AI for property service workflows
AI Automation for Property Service Companies
Property service companies often have strong field work and messy office workflows. Requests arrive through calls, forms, texts, referrals, and email. AI can help organize intake, prepare follow-up, and reduce admin handoffs without replacing the people who know the work.
The office workflow is the bottleneck
Quoting, scheduling, customer updates, job notes, follow-up, and dispatch handoffs create a lot of repeated admin work. When those steps depend on memory, customers wait and managers spend too much time coordinating.
A good AI workflow helps the office team move faster by preparing information, drafting next steps, and keeping records cleaner. It should not make promises the field team has not approved.

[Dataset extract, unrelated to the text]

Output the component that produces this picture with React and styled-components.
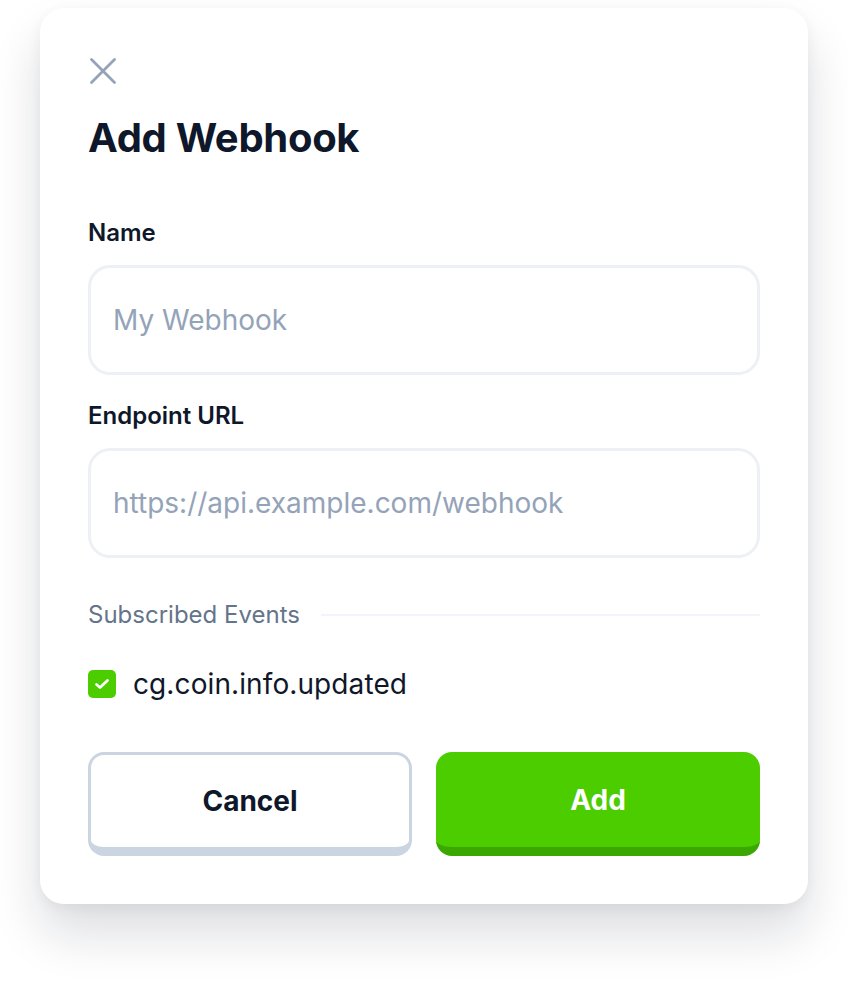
import React from "react";
import styled, { createGlobalStyle } from "styled-components";

const Global = createGlobalStyle`
  html, body { margin: 0; padding: 0; background: #ffffff; }
  body { font-family: Inter, "Noto Sans", "Liberation Sans", sans-serif; -webkit-font-smoothing: antialiased; }
  * { box-sizing: border-box; }
`;

const Page = styled.div`
  padding: 8px 40px 80px;
`;

const Card = styled.div`
  background: #ffffff;
  border-radius: 24px;
  padding: 48px;
  display: flex;
  flex-direction: column;
  box-shadow: 0 30px 50px rgba(15, 23, 42, 0.14), 0 4px 14px rgba(15, 23, 42, 0.05);
`;

const CloseButton = styled.button`
  width: 30px;
  height: 30px;
  padding: 0;
  margin: 0 0 0 1px;
  border: none;
  background: transparent;
  display: flex;
  align-items: center;
  justify-content: flex-start;
  color: #94a3b8;
  cursor: pointer;
`;

const Title = styled.h1`
  margin: 28px 0 0;
  font-size: 40px;
  line-height: 48px;
  font-weight: 700;
  color: #0f172a;
  letter-spacing: -0.3px;
`;

const Field = styled.div`
  display: flex;
  flex-direction: column;
  gap: 18px;
  margin-top: ${(p) => p.$mt}px;
`;

const Label = styled.label`
  font-size: 24px;
  line-height: 28px;
  font-weight: 600;
  color: #0f172a;
`;

const Input = styled.input`
  height: 110px;
  width: 100%;
  border: 3px solid #edf1f5;
  border-radius: 22px;
  padding: 0 22px;
  font-family: inherit;
  font-size: 28px;
  color: #0f172a;
  background: #fff;
  outline: none;
  &::placeholder { color: #94a3b8; }
`;

const SectionHeader = styled.div`
  display: flex;
  align-items: center;
  gap: 21px;
  margin-top: 43px;
`;

const SectionTitle = styled.span`
  font-size: 24px;
  line-height: 28px;
  color: #64748b;
  white-space: nowrap;
`;

const Rule = styled.div`
  flex: 1;
  height: 2px;
  background: #f1f5f9;
`;

const CheckRow = styled.label`
  display: flex;
  align-items: center;
  gap: 17px;
  margin-top: 41px;
  height: 28px;
`;

const CheckBox = styled.span`
  width: 28px;
  height: 28px;
  border-radius: 5px;
  background: #4bcd00;
  display: flex;
  align-items: center;
  justify-content: center;
`;

const CheckText = styled.span`
  font-size: 28px;
  color: #0f172a;
  letter-spacing: 0.1px;
`;

const Actions = styled.div`
  display: grid;
  grid-template-columns: 1fr 1fr;
  gap: 24px;
  margin-top: 54px;
`;

const Button = styled.button`
  height: 104px;
  border-radius: 16px;
  font-family: inherit;
  font-size: 28px;
  font-weight: 700;
  cursor: pointer;
  padding: 0;
  border-style: solid;
  border-width: ${(p) => (p.$primary ? "0 0 9px" : "3px 3px 9px")};
  border-color: ${(p) => (p.$primary ? "#3aa800" : "#cbd5e1")};
  background: ${(p) => (p.$primary ? "#4bcd00" : "#ffffff")};
  color: ${(p) => (p.$primary ? "#ffffff" : "#0f172a")};
`;

export default function App() {
  return (
    <>
      <Global />
      <Page>
        <Card>
          <CloseButton aria-label="Close">
            <svg width="28" height="28" viewBox="0 0 28 28" fill="none">
              <path d="M2.5 2.5L25.5 25.5M25.5 2.5L2.5 25.5" stroke="currentColor" strokeWidth="2.8" strokeLinecap="round" />
            </svg>
          </CloseButton>
          <Title>Add Webhook</Title>
          <Field $mt={57}>
            <Label>Name</Label>
            <Input placeholder="My Webhook" />
          </Field>
          <Field $mt={27}>
            <Label>Endpoint URL</Label>
            <Input placeholder="https://api.example.com/webhook" />
          </Field>
          <SectionHeader>
            <SectionTitle>Subscribed Events</SectionTitle>
            <Rule />
          </SectionHeader>
          <CheckRow>
            <CheckBox>
              <svg width="28" height="28" viewBox="0 0 28 28" fill="none">
                <path d="M8.5 14.5L12 17.5L19.5 10.5" stroke="#fff" strokeWidth="2.8" strokeLinecap="round" strokeLinejoin="round" />
              </svg>
            </CheckBox>
            <CheckText>cg.coin.info.updated</CheckText>
          </CheckRow>
          <Actions>
            <Button>Cancel</Button>
            <Button $primary>Add</Button>
          </Actions>
        </Card>
      </Page>
    </>
  );
}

Good first automation candidates
The strongest starting points are narrow, repeated, and easy to review. They usually sit around intake, follow-up, and internal coordination.
Keep humans in the right places
Property service workflows often involve pricing, safety, scheduling constraints, travel time, crew availability, and site-specific judgment. AI can prepare the work, but humans should review anything that affects price, commitment, safety, or customer expectations.
HighTide AI scopes pilots around existing tools and human approval points so the workflow supports the office rather than creating another system to babysit.
How to measure the pilot
Useful metrics include faster response time, fewer missed follow-ups, cleaner job records, less manual copying, better quote follow-through, and fewer handoff mistakes between office and field teams.
The first win should be practical: one workflow that runs better next month than it did last month.
Common questions
Can AI handle customer calls for property service companies?
Possibly, but a safer first pilot often starts with inbound request summaries, response drafts, and human-approved follow-up before live voice workflows.
Will this replace dispatch or office staff?
No. The best first use case reduces repeated admin work and prepares better handoffs so staff can move faster.
What tools can this work with?
A pilot can often work around the tools already in use: email, forms, CRM, job management software, spreadsheets, calendars, and shared docs.
What should not be automated first?
Avoid automating pricing, safety decisions, or firm scheduling commitments without clear rules and human approval.